* Exercise details *
In this exercise, return the whole listing exactly, excluding any images.

:::::

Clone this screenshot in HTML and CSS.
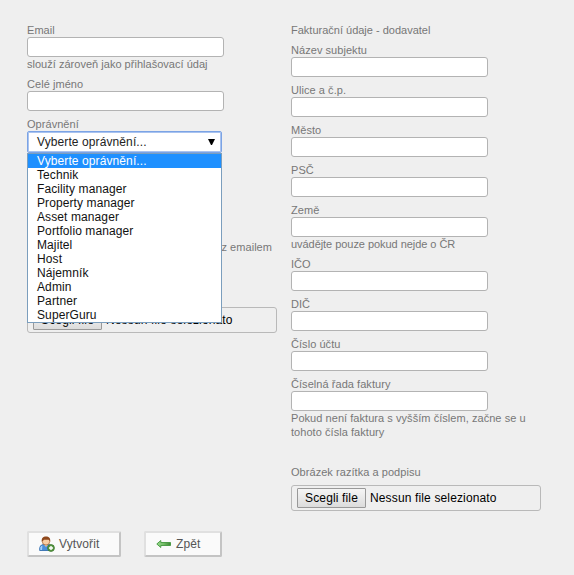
FILE: index.html
```html
<!DOCTYPE html>
<html lang="cs">
<head>
<meta charset="utf-8">
<title>Uživatel</title>
<link rel="stylesheet" href="styles.css">
</head>
<body>
<form class="form">
  <div class="columns">
    <div class="column">
      <div class="field"><label>Email</label><div class="input"></div><p class="help email-help">slouží zároveň jako přihlašovací údaj</p></div>
      <div class="field"><label>Celé jméno</label><div class="input"></div></div>
      <div class="field">
        <label>Oprávnění</label>
        <div class="select"><span>Vyberte oprávnění...</span><svg width="7" height="6" viewBox="0 0 7 6"><path d="M0 0H7L4 6H3Z"/></svg>
          <ul class="options">
            <li class="active">Vyberte oprávnění...</li>
            <li>Technik</li>
            <li>Facility manager</li>
            <li>Property manager</li>
            <li>Asset manager</li>
            <li>Portfolio manager</li>
            <li>Majitel</li>
            <li>Host</li>
            <li>Nájemník</li>
            <li>Admin</li>
            <li>Partner</li>
            <li>SuperGuru</li>
          </ul>
        </div>
      </div>
      <p class="help invite">vzkaz emailem</p>
      <div class="file"><span class="choose">Scegli file</span><span>Nessun file selezionato</span></div>
    </div>
    <div class="column">
      <p class="heading">Fakturační údaje - dodavatel</p>
      <div class="field"><label>Název subjektu</label><div class="input"></div></div>
      <div class="field"><label>Ulice a č.p.</label><div class="input"></div></div>
      <div class="field"><label>Město</label><div class="input"></div></div>
      <div class="field"><label>PSČ</label><div class="input"></div></div>
      <div class="field"><label>Země</label><div class="input"></div><p class="help country-help">uvádějte pouze pokud nejde o ČR</p></div>
      <div class="field"><label>IČO</label><div class="input"></div></div>
      <div class="field"><label>DIČ</label><div class="input"></div></div>
      <div class="field"><label>Číslo účtu</label><div class="input"></div></div>
      <div class="field"><label>Číselná řada faktury</label><div class="input"></div><p class="help">Pokud není faktura s vyšším číslem, začne se u<br>tohoto čísla faktury</p></div>
      <div class="field stamp"><label>Obrázek razítka a podpisu</label><div class="file"><span class="choose">Scegli file</span><span>Nessun file selezionato</span></div></div>
    </div>
  </div>
  <div class="actions">
    <div class="button create">
      <svg width="16" height="16" viewBox="0 0 16 16">
        <path d="M.7 14.5V12.2Q.8 9.2 4 8.5H10Q13 9.2 13.2 12V14.5Z" fill="#4b8fdb" stroke="#2864a8" stroke-width=".8"/>
        <path d="M1.3 11.5Q2 9.8 3.4 9.6L3 14H1.3Z" fill="#a5d0fa"/>
        <path d="M5 8.5H9L7 11Z" fill="#f4c9a0"/>
        <circle cx="7" cy="5.2" r="3.8" fill="#f8cda4" stroke="#a9642f" stroke-width=".7"/>
        <path d="M2.8 5.5C2.3 2 4.1.4 7 .4S11.7 2 11.2 5.5L9.8 3.8H5L3.8 5Z" fill="#8e481c"/>
        <circle cx="12" cy="12" r="3.4" fill="#5b9a44" stroke="#38752b" stroke-width=".8"/>
        <path d="M12 10V14M10 12H14" stroke="#fff" stroke-width="1.4"/>
      </svg><span>Vytvořit</span>
    </div>
    <div class="button back">
      <svg width="16" height="16" viewBox="0 0 16 16">
        <defs><linearGradient id="arrow"><stop offset="0" stop-color="#9ada91"/><stop offset=".5" stop-color="#72bd65"/><stop offset="1" stop-color="#3c8634"/></linearGradient></defs>
        <path d="M.8 8L4.8 4.5V6.5H14.5V9.5H4.8V11.5Z" fill="url(#arrow)" stroke="#43963e" stroke-width=".9"/>
      </svg><span>Zpět</span>
    </div>
  </div>
</form>
</body>
</html>
```
FILE: styles.css
```css
* { box-sizing: border-box; }
body {
  margin: 0;
  background: #efefef;
  color: #777;
  font: 11px/14px "Liberation Sans", Arial, sans-serif;
}
p, ul { margin: 0; padding: 0; }
.form { padding: 23px 0 0 27px; }
.columns { display: flex; gap: 14px; height: 508px; }
.column { width: 250px; }
.heading, .field { margin-bottom: 6px; }
label { display: block; letter-spacing: .05px; }
.help, .heading { white-space: nowrap; }
.help { letter-spacing: .05px; }
.email-help { letter-spacing: .02px; }
.country-help { letter-spacing: -.05px; }
.input {
  width: 197px;
  height: 20px;
  background: #fff;
  border: 1px solid #b3b3b3;
  border-radius: 3px;
}
.select {
  position: relative;
  display: flex;
  align-items: center;
  justify-content: space-between;
  width: 195px;
  height: 22px;
  padding: 0 6px 0 9px;
  background: #fff;
  border: 1px solid #7ba3e5;
  box-shadow: inset 0 0 0 1px #a9c3ef;
  border-radius: 2px;
  color: #222;
  font-size: 12px;
  letter-spacing: .1px;
}
.options {
  position: absolute;
  top: 21px;
  left: -1px;
  width: 195px;
  background: #fff;
  border: 1px solid #7b9ebd;
  list-style: none;
  color: #111;
}
.options li { padding-left: 9px; height: 14px; }
.options .active { background: #1e90ff; color: #fff; }
.invite { width: 245px; margin: 87px 0 53px; text-align: right; }
.file {
  display: flex;
  align-items: center;
  gap: 4px;
  width: 250px;
  height: 26px;
  padding-left: 5px;
  border: 1px solid #b9b9b9;
  border-radius: 3px;
  color: #000;
  font-size: 12px;
  letter-spacing: .14px;
  white-space: nowrap;
}
.choose {
  width: 69px;
  height: 20px;
  border: 1px solid #999;
  border-radius: 1px;
  background: linear-gradient(#f5f5f5, #dcdcdc);
  line-height: 18px;
  text-align: center;
}
.stamp { padding-top: 20px; }
.stamp .file { margin-top: 6px; }
.actions { display: flex; gap: 23px; }
.button {
  display: flex;
  align-items: center;
  gap: 4px;
  height: 26px;
  padding-left: 10px;
  background: #fafafa;
  border: 2px solid;
  border-color: #e0e0e0 #c4c4c4 #c4c4c4 #e0e0e0;
  border-radius: 2px;
  color: #555;
  font-size: 12px;
  letter-spacing: .1px;
}
.create { width: 94px; }
.back { width: 78px; }
```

:::::

* Final result *
Clone this screenshot in HTML and CSS.
FILE: index.html
```html
<!DOCTYPE html>
<html lang="cs">
<head>
<meta charset="utf-8">
<title>Uživatel</title>
<link rel="stylesheet" href="styles.css">
</head>
<body>
<form class="form">
  <div class="columns">
    <div class="column">
      <div class="field"><label>Email</label><div class="input"></div><p class="help email-help">slouží zároveň jako přihlašovací údaj</p></div>
      <div class="field"><label>Celé jméno</label><div class="input"></div></div>
      <div class="field">
        <label>Oprávnění</label>
        <div class="select"><span>Vyberte oprávnění...</span><svg width="7" height="6" viewBox="0 0 7 6"><path d="M0 0H7L4 6H3Z"/></svg>
          <ul class="options">
            <li class="active">Vyberte oprávnění...</li>
            <li>Technik</li>
            <li>Facility manager</li>
            <li>Property manager</li>
            <li>Asset manager</li>
            <li>Portfolio manager</li>
            <li>Majitel</li>
            <li>Host</li>
            <li>Nájemník</li>
            <li>Admin</li>
            <li>Partner</li>
            <li>SuperGuru</li>
          </ul>
        </div>
      </div>
      <p class="help invite">vzkaz emailem</p>
      <div class="file"><span class="choose">Scegli file</span><span>Nessun file selezionato</span></div>
    </div>
    <div class="column">
      <p class="heading">Fakturační údaje - dodavatel</p>
      <div class="field"><label>Název subjektu</label><div class="input"></div></div>
      <div class="field"><label>Ulice a č.p.</label><div class="input"></div></div>
      <div class="field"><label>Město</label><div class="input"></div></div>
      <div class="field"><label>PSČ</label><div class="input"></div></div>
      <div class="field"><label>Země</label><div class="input"></div><p class="help country-help">uvádějte pouze pokud nejde o ČR</p></div>
      <div class="field"><label>IČO</label><div class="input"></div></div>
      <div class="field"><label>DIČ</label><div class="input"></div></div>
      <div class="field"><label>Číslo účtu</label><div class="input"></div></div>
      <div class="field"><label>Číselná řada faktury</label><div class="input"></div><p class="help">Pokud není faktura s vyšším číslem, začne se u<br>tohoto čísla faktury</p></div>
      <div class="field stamp"><label>Obrázek razítka a podpisu</label><div class="file"><span class="choose">Scegli file</span><span>Nessun file selezionato</span></div></div>
    </div>
  </div>
  <div class="actions">
    <div class="button create">
      <svg width="16" height="16" viewBox="0 0 16 16">
        <path d="M.7 14.5V12.2Q.8 9.2 4 8.5H10Q13 9.2 13.2 12V14.5Z" fill="#4b8fdb" stroke="#2864a8" stroke-width=".8"/>
        <path d="M1.3 11.5Q2 9.8 3.4 9.6L3 14H1.3Z" fill="#a5d0fa"/>
        <path d="M5 8.5H9L7 11Z" fill="#f4c9a0"/>
        <circle cx="7" cy="5.2" r="3.8" fill="#f8cda4" stroke="#a9642f" stroke-width=".7"/>
        <path d="M2.8 5.5C2.3 2 4.1.4 7 .4S11.7 2 11.2 5.5L9.8 3.8H5L3.8 5Z" fill="#8e481c"/>
        <circle cx="12" cy="12" r="3.4" fill="#5b9a44" stroke="#38752b" stroke-width=".8"/>
        <path d="M12 10V14M10 12H14" stroke="#fff" stroke-width="1.4"/>
      </svg><span>Vytvořit</span>
    </div>
    <div class="button back">
      <svg width="16" height="16" viewBox="0 0 16 16">
        <defs><linearGradient id="arrow"><stop offset="0" stop-color="#9ada91"/><stop offset=".5" stop-color="#72bd65"/><stop offset="1" stop-color="#3c8634"/></linearGradient></defs>
        <path d="M.8 8L4.8 4.5V6.5H14.5V9.5H4.8V11.5Z" fill="url(#arrow)" stroke="#43963e" stroke-width=".9"/>
      </svg><span>Zpět</span>
    </div>
  </div>
</form>
</body>
</html>
```
FILE: styles.css
```css
* { box-sizing: border-box; }
body {
  margin: 0;
  background: #efefef;
  color: #777;
  font: 11px/14px "Liberation Sans", Arial, sans-serif;
}
p, ul { margin: 0; padding: 0; }
.form { padding: 23px 0 0 27px; }
.columns { display: flex; gap: 14px; height: 508px; }
.column { width: 250px; }
.heading, .field { margin-bottom: 6px; }
label { display: block; letter-spacing: .05px; }
.help, .heading { white-space: nowrap; }
.help { letter-spacing: .05px; }
.email-help { letter-spacing: .02px; }
.country-help { letter-spacing: -.05px; }
.input {
  width: 197px;
  height: 20px;
  background: #fff;
  border: 1px solid #b3b3b3;
  border-radius: 3px;
}
.select {
  position: relative;
  display: flex;
  align-items: center;
  justify-content: space-between;
  width: 195px;
  height: 22px;
  padding: 0 6px 0 9px;
  background: #fff;
  border: 1px solid #7ba3e5;
  box-shadow: inset 0 0 0 1px #a9c3ef;
  border-radius: 2px;
  color: #222;
  font-size: 12px;
  letter-spacing: .1px;
}
.options {
  position: absolute;
  top: 21px;
  left: -1px;
  width: 195px;
  background: #fff;
  border: 1px solid #7b9ebd;
  list-style: none;
  color: #111;
}
.options li { padding-left: 9px; height: 14px; }
.options .active { background: #1e90ff; color: #fff; }
.invite { width: 245px; margin: 87px 0 53px; text-align: right; }
.file {
  display: flex;
  align-items: center;
  gap: 4px;
  width: 250px;
  height: 26px;
  padding-left: 5px;
  border: 1px solid #b9b9b9;
  border-radius: 3px;
  color: #000;
  font-size: 12px;
  letter-spacing: .14px;
  white-space: nowrap;
}
.choose {
  width: 69px;
  height: 20px;
  border: 1px solid #999;
  border-radius: 1px;
  background: linear-gradient(#f5f5f5, #dcdcdc);
  line-height: 18px;
  text-align: center;
}
.stamp { padding-top: 20px; }
.stamp .file { margin-top: 6px; }
.actions { display: flex; gap: 23px; }
.button {
  display: flex;
  align-items: center;
  gap: 4px;
  height: 26px;
  padding-left: 10px;
  background: #fafafa;
  border: 2px solid;
  border-color: #e0e0e0 #c4c4c4 #c4c4c4 #e0e0e0;
  border-radius: 2px;
  color: #555;
  font-size: 12px;
  letter-spacing: .1px;
}
.create { width: 94px; }
.back { width: 78px; }
```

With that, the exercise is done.